Assign each object to the nearest cluster by calculating the distance between each object and the corresponding centroid vector.
3.
Update a new centroid vector for each cluster.
4.
If the result meets termination criterion (value of minimal objective function or maximum iteration number), the algorithm stops, otherwise, go to step 2.

Adaptive neuro fuzzy inference system (ANFIS)
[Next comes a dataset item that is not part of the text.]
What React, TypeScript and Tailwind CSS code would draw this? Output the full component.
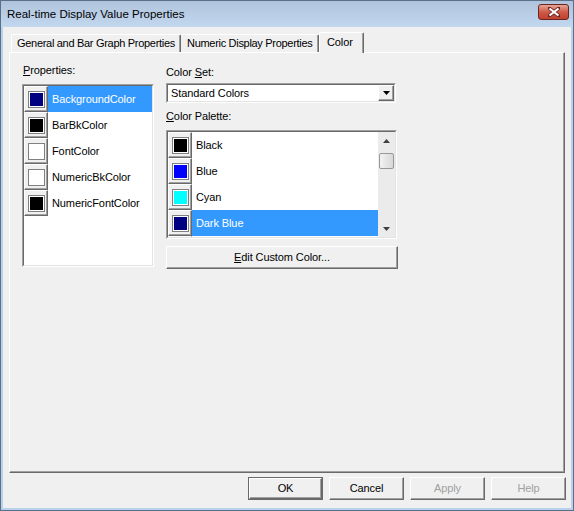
import React from "react"

const font = { fontFamily: '"Liberation Sans", Arial, sans-serif' }

const props = [
  { name: "BackgroundColor", color: "#000080", sel: true },
  { name: "BarBkColor", color: "#000000" },
  { name: "FontColor", color: "#ffffff" },
  { name: "NumericBkColor", color: "#ffffff" },
  { name: "NumericFontColor", color: "#000000" },
]

const palette = [
  { name: "Black", color: "#000000" },
  { name: "Blue", color: "#0000ff" },
  { name: "Cyan", color: "#00ffff" },
  { name: "Dark Blue", color: "#000080", sel: true },
  { name: "Dark Cyan", color: "#008080" },
]

function Swatch({ color }: { color: string }) {
  return (
    <div className="w-[24px] h-[26px] shrink-0 flex items-center justify-center bg-[#f0f0f0] border-t border-l border-t-white border-l-white border-r border-b border-r-[#696969] border-b-[#696969] shadow-[inset_-1px_-1px_#a0a0a0]">
      <div className="w-[17px] h-[17px] border border-[#808080] p-[1px] bg-white">
        <div className="w-full h-full" style={{ backgroundColor: color }} />
      </div>
    </div>
  )
}

function Row({ name, color, sel }: { name: string; color: string; sel?: boolean }) {
  return (
    <div className="flex h-[26px] shrink-0">
      <Swatch color={color} />
      <div className={"flex-1 flex items-center pl-[4px] " + (sel ? "bg-[#3399ff] text-white" : "text-black")}>
        {name}
      </div>
    </div>
  )
}

function Sunken({ className, children }: { className?: string; children: React.ReactNode }) {
  return (
    <div className={"border border-t-[#a0a0a0] border-l-[#a0a0a0] border-r-white border-b-white " + (className || "")}>
      <div className="w-full h-full border border-t-[#696969] border-l-[#696969] border-r-[#e3e3e3] border-b-[#e3e3e3] bg-white overflow-hidden">
        {children}
      </div>
    </div>
  )
}

function Button({ label, def, disabled }: { label: string; def?: boolean; disabled?: boolean }) {
  return (
    <div className={"w-[75px] h-[23px] " + (def ? "border border-[#696969]" : "")}>
      <div className="w-full h-full flex items-center justify-center bg-[#f0f0f0] border-t border-l border-t-white border-l-white border-r border-b border-r-[#696969] border-b-[#696969] shadow-[inset_-1px_-1px_#a0a0a0]">
        <span className={disabled ? "text-[#a0a0a0]" : "text-black"}>{label}</span>
      </div>
    </div>
  )
}

export default function App() {
  return (
    <div className="w-[574px] h-[511px] flex flex-col bg-[#b9d1ea] border border-[#5a6f88] text-[11px] leading-[13px] tracking-[-0.1px]" style={font}>
      {/* title bar */}
      <div className="h-[26px] shrink-0 flex items-center justify-between pl-[6px] pr-[4px] bg-gradient-to-b from-[#b0c3dc] to-[#c2d8ef]">
        <span className="text-[11.5px] tracking-normal text-black pt-[1px]">Real-time Display Value Properties</span>
        <div className="w-[31px] h-[16px] mt-[-5px] rounded-[3px] border border-[#6b2620] bg-gradient-to-b from-[#e6a597] via-[#cf5a48] to-[#c1402f] flex items-center justify-center">
          <svg width="12" height="10" viewBox="0 0 12 10">
            <path d="M1 1 L11 9 M11 1 L1 9" stroke="#6b2620" strokeWidth="3.6" strokeLinecap="square" />
            <path d="M1.5 1.5 L10.5 8.5 M10.5 1.5 L1.5 8.5" stroke="#ffffff" strokeWidth="2.2" />
          </svg>
        </div>
      </div>

      {/* client */}
      <div className="flex-1 mx-[2px] mb-[2px] bg-[#f0f0f0] flex flex-col">
        {/* tabs */}
        <div className="ml-[8px] mt-[5px] h-[20px] flex items-end relative z-10">
          <div className="w-[170px] h-[18px] flex items-center pl-[5px] rounded-t-[2px] border-t border-l border-t-white border-l-white border-r border-r-[#696969] shadow-[inset_-1px_0_#a0a0a0] whitespace-nowrap tracking-[-0.3px]">
            General and Bar Graph Properties
          </div>
          <div className="w-[138px] h-[18px] flex items-center pl-[6px] rounded-t-[2px] border-t border-t-white border-r border-r-[#696969] shadow-[inset_-1px_0_#a0a0a0] whitespace-nowrap tracking-[-0.3px]">
            Numeric Display Properties
          </div>
          <div className="w-[45px] h-[21px] mb-[-1px] bg-[#f0f0f0] flex items-start pt-[3px] pl-[7px] rounded-t-[2px] border-t border-l border-t-white border-l-white border-r border-r-[#696969] shadow-[inset_-1px_0_#a0a0a0]">
            Color
          </div>
        </div>

        {/* panel */}
        <div className="ml-[6px] w-[556px] h-[421px] bg-[#f0f0f0] border-t border-l border-t-white border-l-white border-r border-b border-r-[#696969] border-b-[#696969] shadow-[inset_-1px_-1px_#a0a0a0] pt-[11px] pl-[12px] flex gap-[12px]">
          <div className="w-[132px] flex flex-col">
            <div className="h-[13px] pl-[1px] mb-[7px]">
              <span className="underline">P</span>roperties:
            </div>
            <Sunken className="h-[183px]">
              <div className="flex flex-col">
                {props.map((p) => (
                  <Row key={p.name} {...p} />
                ))}
              </div>
            </Sunken>
          </div>

          <div className="w-[231px] flex flex-col pt-[2px]">
            <div className="h-[13px] mb-[4px]">
              Color <span className="underline">S</span>et:
            </div>
            <Sunken className="h-[20px] w-[230px]">
              <div className="flex h-full items-center">
                <span className="flex-1 pl-[3px]">Standard Colors</span>
                <div className="w-[16px] h-[16px] flex items-center justify-center bg-[#f0f0f0] border-t border-l border-t-white border-l-white border-r border-b border-r-[#696969] border-b-[#696969] shadow-[inset_-1px_-1px_#a0a0a0]">
                  <svg width="7" height="4" viewBox="0 0 7 4">
                    <path d="M0 0 H7 L3.5 4 Z" fill="#000" />
                  </svg>
                </div>
              </div>
            </Sunken>
            <div className="h-[13px] mt-[7px] mb-[7px]">
              <span className="underline">C</span>olor Palette:
            </div>
            <Sunken className="h-[109px]">
              <div className="flex h-full">
                <div className="flex-1 flex flex-col overflow-hidden">
                  {palette.map((p) => (
                    <Row key={p.name} {...p} />
                  ))}
                </div>
                <div className="w-[17px] h-full bg-[#ebebeb] flex flex-col items-center">
                  <div className="h-[17px] flex items-center justify-center">
                    <svg width="7" height="4" viewBox="0 0 7 4">
                      <path d="M0 4 H7 L3.5 0 Z" fill="#404040" />
                    </svg>
                  </div>
                  <div className="w-[15px] h-[16px] mt-[4px] rounded-[2px] border border-[#979797] bg-gradient-to-r from-[#f3f3f3] to-[#d8d8d8]" />
                  <div className="flex-1" />
                  <div className="h-[17px] flex items-center justify-center">
                    <svg width="7" height="4" viewBox="0 0 7 4">
                      <path d="M0 0 H7 L3.5 4 Z" fill="#404040" />
                    </svg>
                  </div>
                </div>
              </div>
            </Sunken>
            <div className="mt-[7px] w-[232px] h-[23px] flex items-center justify-center bg-[#f0f0f0] border-t border-l border-t-white border-l-white border-r border-b border-r-[#696969] border-b-[#696969] shadow-[inset_-1px_-1px_#a0a0a0]">
              <span>
                <span className="underline">E</span>dit Custom Color...
              </span>
            </div>
          </div>
        </div>

        {/* buttons */}
        <div className="flex justify-end gap-[6px] pr-[5px] mt-[4px]">
          <Button label="OK" def />
          <Button label="Cancel" />
          <Button label="Apply" disabled />
          <Button label="Help" disabled />
        </div>
      </div>
    </div>
  )
}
Neuro-fuzzy network is composed of artificial neural network and fuzzy inference system. The Takagi–Sugeno is a famous fuzzy inference model for data-based fuzzy modeling (Michael 2005). The Sugeno fuzzy model generates fuzzy rules from a given input and output data set (Takagi and Sugeno 1985). ANFIS introduced by Jang (1993) is capable of approximating any continuous functions on a compact set to any degrees of accuracy, thus it has shown good prediction performance in various areas related to water research in the literature (Shu and Ouarda 2008; Al-Abadi 2014). ANFIS combines the fuzzy inference system with multilayer feed-forward neural network as a general structure, where if–then rules with proper membership functions and the specified input–output pairs used. Jang’s ANFIS is generally represented by a five-layer feed-forward neural network. Figure 2 shows ANFIS architecture corresponding to the first-order Sugeno fuzzy model. This network has two inputs (x, y) and one output (f). Each input is represented by two membership functions, and the output is represented by a first-order polynomial. A typical rule of ANFIS can be expressed as

$${\text{If}} \;x\; {\text{is}}\; A_{1} \; {\text{and}}\; y\; {\text{is}}\; B_{1} \quad {\text{THEN}} \;f_{1} = p_{1} x + q_{1} y + r_{1}$$

(3)

$${\text{If}} \;x\; {\text{is}}\; A_{2} \; {\text{and}}\; y\; {\text{is}}\; B_{2} \quad {\text{THEN}} \;f_{2} = p_{2} x + q_{2} y + r_{2}$$

(4)

where A ₁, A ₂ and B ₁, B ₂ are membership functions of input variables x and y, respectively; p ₁, q ₁, r ₁ and p ₂, q ₂, r ₂ are parameters of the output function. The role of each layer in ANFIS is as follows (Michael 2005):

Layer 1 is a fuzzification layer. Each node in this layer calculates membership value of an input variable. When Gaussian membership function is used, the output corresponding to i node for input x can be computed as

$$\mu_{{A_{i} }} = {\text{e}}^{{\frac{{ - (x - c_{i} )^{2} }}{{2\sigma_{i}^{2} }}}} ,\quad i = 1, 2$$

(5)

where σ _i are c _i are parameters that control shape of the Gaussian function of node i with maximum equal to 1 and minimum equal to 0. Parameters in this layer are referred as antecedent parameters.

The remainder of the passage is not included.